München:Wechselwirker

München: Das Werksviertel hinterm Ostbahnhof verändert sich. Dass es auch mit dem übrigen Berg am Laim richtig zusammenwächst, wollen Konstantin Wilhelm Risken und Fabian Ewald (von links) mit ihren Mitstreitern erreichen.

Das Werksviertel hinterm Ostbahnhof verändert sich. Dass es auch mit dem übrigen Berg am Laim richtig zusammenwächst, wollen Konstantin Wilhelm Risken und Fabian Ewald (von links) mit ihren Mitstreitern erreichen.

(Foto: Stephan Rumpf)

Freunde des Werksviertels: Der neu gegründete Verein will das wachsende Kult-Areal mit dem gewachsenen Berg am Laim verknüpfen

Von Renate Winkler-Schlang, Berg am Laim

Berg am Laim gilt nicht gerade als das aufregendste Münchner Stadtviertel.

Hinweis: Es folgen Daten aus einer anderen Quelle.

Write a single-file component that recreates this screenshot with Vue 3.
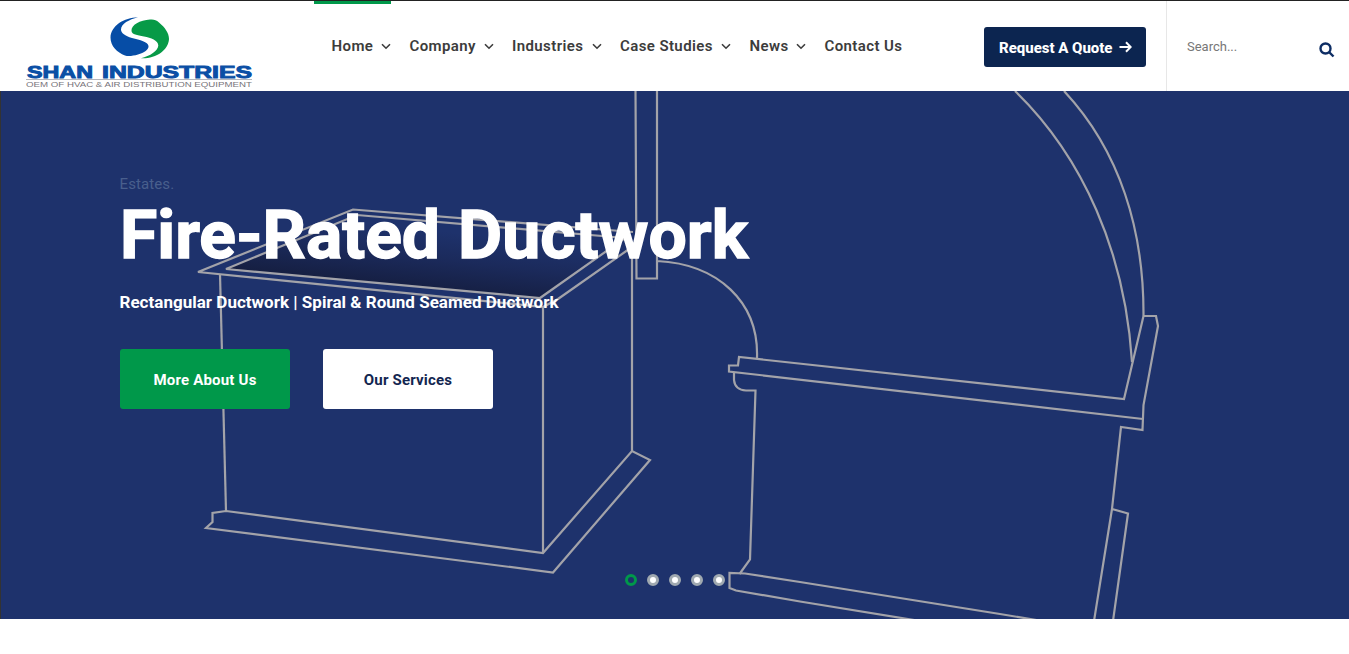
<script setup>
const links = [
  { label: 'Home', menu: true, width: 77 },
  { label: 'Company', menu: true, width: 102.5 },
  { label: 'Industries', menu: true, width: 108 },
  { label: 'Case Studies', menu: true, width: 129.5 },
  { label: 'News', menu: true, width: 75 },
  { label: 'Contact Us', menu: false, width: 90 }
]
const slides = [0, 1, 2, 3, 4]
</script>

<template>
  <div class="page">
    <header class="header">
      <svg class="logo" width="240" height="90" viewBox="20 1 240 90" role="img" aria-label="Shan Industries">
        <path fill="#064da6" d="M138 17.300C124 17.500 111 26 110.500 37.500 110.500 46 117 52.500 125 55.500 128 56.500 133 56 138 54.500 144 53 149 49.500 148.500 46 148 42 140 40 132 38 125 36 121 33 121 29.500 121 24 129 19.500 138 17.300z" />
        <path fill="#079a47" d="M131.500 31C131 25 140 20 150 19.500 154 19.200 156 19.800 159 22.500 165 27.500 169 33 169 39 168.500 50 156 59 141 58.300 150 56 158 51 158.300 45.500 158 40 151 38 144 36.500 137 35 132 34.500 131.500 31z" />
        <text class="wordmark" x="27" y="77.600" textLength="66" lengthAdjust="spacingAndGlyphs">SHAN</text>
        <text class="wordmark" x="102" y="77.600" textLength="150" lengthAdjust="spacingAndGlyphs">INDUSTRIES</text>
        <path d="M26 79.500H252" stroke="#b4b6bc" />
        <text class="tagline" x="26" y="87.200" textLength="226" lengthAdjust="spacingAndGlyphs">OEM OF HVAC &amp; AIR DISTRIBUTION EQUIPMENT</text>
      </svg>
      <nav class="nav">
        <a v-for="(link, i) in links" :key="link.label" class="link" :class="{ active: i === 0 }" :style="{ width: link.width + 'px' }">
          <span>{{ link.label }}</span>
          <svg v-if="link.menu" class="chevron" width="10" height="7" viewBox="0 0 10 7"><path d="M1 1.200 5 5.200 9 1.200" /></svg>
        </a>
      </nav>
      <a class="quote">
        <span>Request A Quote</span>
        <svg width="13" height="12" viewBox="0 0 13 12"><path d="M.5 6h11M7 1.200 11.700 6 7 10.800" /></svg>
      </a>
      <div class="search">
        <span>Search...</span>
        <svg width="16" height="16" viewBox="0 0 16 16"><circle cx="6.500" cy="6.500" r="5" /><path d="m10.500 10.500 4 4" /></svg>
      </div>
    </header>

    <section class="hero">
      <svg class="drawing" width="1349" height="528" viewBox="0 91 1349 528">
        <defs>
          <linearGradient id="opening" gradientUnits="userSpaceOnUse" x1="395" y1="226" x2="388" y2="288">
            <stop offset="0" stop-color="#1e326c" />
            <stop offset=".45" stop-color="#1b2a5b" />
            <stop offset="1" stop-color="#151e40" />
          </linearGradient>
        </defs>
        <path fill="url(#opening)" d="M226 269 357 215 625 238 540 298z" />
        <g class="lines">
          <path d="M558 299 543 307 198 272 353 209.500 633 232M558 299 632 247" />
          <path d="M226 269 357 215 625 238 540 298z" />
          <path d="M543 553V307M632 246V451" />
          <path d="M220 274 226 511" />
          <path d="M226 511 543 553 632 451 650 460 553 572.500 206 528 212.500 522V513z" />
          <path d="M635.500 91 636.500 278.500H657V91M657 261C718 264 759 302 757 358" />
          <path d="M1143.500 316 1124 399 739 357 738 365.500H729V371.500L1143 419" />
          <path d="M734 373V380Q735 390 746 390.500H755.500L750 559.500 739.500 574" />
          <path d="M1045 621.500 1000 614 800 582 745 573.500 729.500 573V588L736 590.500 800 601.500 920 621" />
          <path d="M1015 91C1083 157 1125 252 1132 362M1064 91C1120 151 1144 230 1143.500 316" />
          <path d="M1143.500 316H1156L1158 326 1143.500 405 1142.500 430 1121 427 1112 509 1128 513.500 1113 621M1112 509 1094 621" />
        </g>
      </svg>
      <div class="content">
        <p class="eyebrow">Estates.</p>
        <h1>
          <svg width="660" height="94" viewBox="0 -10 660 94">
            <text x="0" y="59.500" textLength="320" lengthAdjust="spacingAndGlyphs">Fire-Rated</text>
            <text x="338" y="59.500" textLength="290" lengthAdjust="spacingAndGlyphs">Ductwork</text>
          </svg>
        </h1>
        <p class="summary">Rectangular Ductwork | Spiral &amp; Round Seamed Ductwork</p>
        <div class="actions">
          <a class="button green">More About Us</a>
          <a class="button white">Our Services</a>
        </div>
      </div>
      <div class="dots">
        <i v-for="slide in slides" :key="slide" :class="{ current: slide === 0 }"></i>
      </div>
    </section>
  </div>
</template>

<style>
body { margin: 0; background: #fff; }
</style>

<style scoped>
.page { width: 1349px; height: 654px; overflow: hidden; font-family: Roboto, "Liberation Sans", sans-serif; }
.header { box-sizing: border-box; height: 91px; border-top: 1px solid #222; display: flex; background: #fff; }
.logo { margin-left: 20px; flex: none; }
.wordmark { font: bold 16.500px "Liberation Sans", Arial, sans-serif; fill: #0a4fa5; stroke: #0a4fa5; stroke-width: .9; }
.tagline { font: 7.500px "Liberation Sans", Arial, sans-serif; fill: #77747a; }
.nav { width: 610px; margin-left: 54px; display: flex; flex: none; }
.link { box-sizing: border-box; height: 90px; padding-left: 17.500px; display: flex; align-items: center; flex: none; color: #3c3c3c; font-size: 15px; font-weight: 600; letter-spacing: .4px; white-space: nowrap; }
.link.active { border-top: 3px solid #00984a; padding-bottom: 3px; }
.link + .link { padding-left: 18.500px; }
.chevron { margin-left: auto; fill: none; stroke: #3c3c3c; stroke-width: 1.600; }
.quote { box-sizing: border-box; width: 162px; height: 40px; margin: 26px 0 0 60px; padding: 0 14px 0 15px; display: flex; align-items: center; justify-content: space-between; flex: none; border-radius: 3px; background: #0c2550; color: #fff; font-size: 15px; font-weight: 800; letter-spacing: -.02px; white-space: nowrap; }
.quote span { padding-top: 2px; }
.quote svg { fill: none; stroke: #fff; stroke-width: 2; }
.search { box-sizing: border-box; width: 183px; height: 90px; margin-left: 20px; padding: 0 14.500px 0 20px; border-left: 1px solid #e7e7e7; display: flex; align-items: center; justify-content: space-between; flex: none; color: #777; font-size: 13px; }
.search svg { margin-top: 8px; fill: none; stroke: #0d2d64; stroke-width: 2.400; }
.hero { box-sizing: border-box; position: relative; height: 528px; background: #1e326c; border-left: 1px solid #333; overflow: hidden; }
.drawing { position: absolute; left: -1px; top: 0; }
.lines { fill: none; stroke: #a3a3a9; stroke-width: 2.200; }
.content { position: relative; padding: 84px 0 0 118.500px; }
p, h1 { margin: 0; }
.eyebrow { font-size: 15px; line-height: 18px; letter-spacing: .1px; color: #495f8d; }
h1 { height: 94px; margin: -5px 0 -10px; line-height: 0; }
h1 text { font: 700 67px Roboto, sans-serif; fill: #fff; stroke: #fff; stroke-width: 1.400; }
.summary { margin-top: 19px; font-size: 17px; line-height: 22px; font-weight: 700; letter-spacing: .02px; color: #fff; white-space: nowrap; }
.actions { display: flex; gap: 33px; margin-top: 36px; margin-left: .5px; }
.button { width: 170px; height: 60px; border-radius: 3px; display: flex; align-items: center; justify-content: center; box-sizing: border-box; padding-top: 2px; font-size: 15px; font-weight: 700; letter-spacing: .2px; }
.green { background: #00984a; color: #fff; }
.white { background: #fff; color: #132650; }
.dots { position: absolute; left: 624px; top: 483px; display: flex; gap: 10px; }
.dots i { box-sizing: border-box; width: 12px; height: 12px; border: 3px solid #a0a9b0; border-radius: 50%; background: #fff; }
.dots i.current { border-color: #00984a; background: transparent; }
</style>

Es führt eher solche Statistiken an, in denen es um Armut oder die Zahl der Alleinerziehenden geht. Das Werksviertel hinterm Ostbahnhof aber haben alle auf dem Schirm, die sich für Stadtentwicklung interessieren. Dort passiert die spannende Umwandlung eines früheren Industrieareals mit Pfanni, den Optimolwerken und anderen, aus dem zwischendurch eine Partymeile geworden war, hin zu einem modernen urbanen Quartier, in dem sich alte und neue Architektur, Wohnblöcke und Büros, Kreativ- und Kulturszene, schicke Bars und bodenständige Wirtshäuser mischen. Der künftige Konzertsaal wird dort platziert, Fack Ju Göhte als Musical auf die Bühne gebracht. Dass diese zwei Elemente Berg am Laims nicht berührungslos nebeneinander existieren wie zwei ferne Galaxien, darum will sich nun ein neuer Verein kümmern: Die Freunde des Werksviertels.

Sie kommen nicht aus dem Werksviertel, sondern sind im klassischen Berg am Laim verwurzelt: Der Vorsitzende Konstantin Wilhelm Risken und sein Vize Fabian Ewald sitzen nun aber mitten im neuen Quartier in der Gaststätte "Zum Riederstein" - die Nachtkantine hatte zu - und erzählen, wie ihnen klar wurde, dass sich jemand darum kümmern muss, dass hier zusammenwächst, was zusammengehört: "Gut, dann machen wir das", haben die beiden 26-jährigen Junge-Union-Mitglieder gesagt und bereits zehn Mitstreiter gefunden, auch aus der SPD. Sie betonen aber, dass es hier nicht um Parteipolitik, ja überhaupt nicht um Politik gehen soll, sondern um Kontakte, Begegnungen, um "die Integration des Werksviertels ins Stadtviertel".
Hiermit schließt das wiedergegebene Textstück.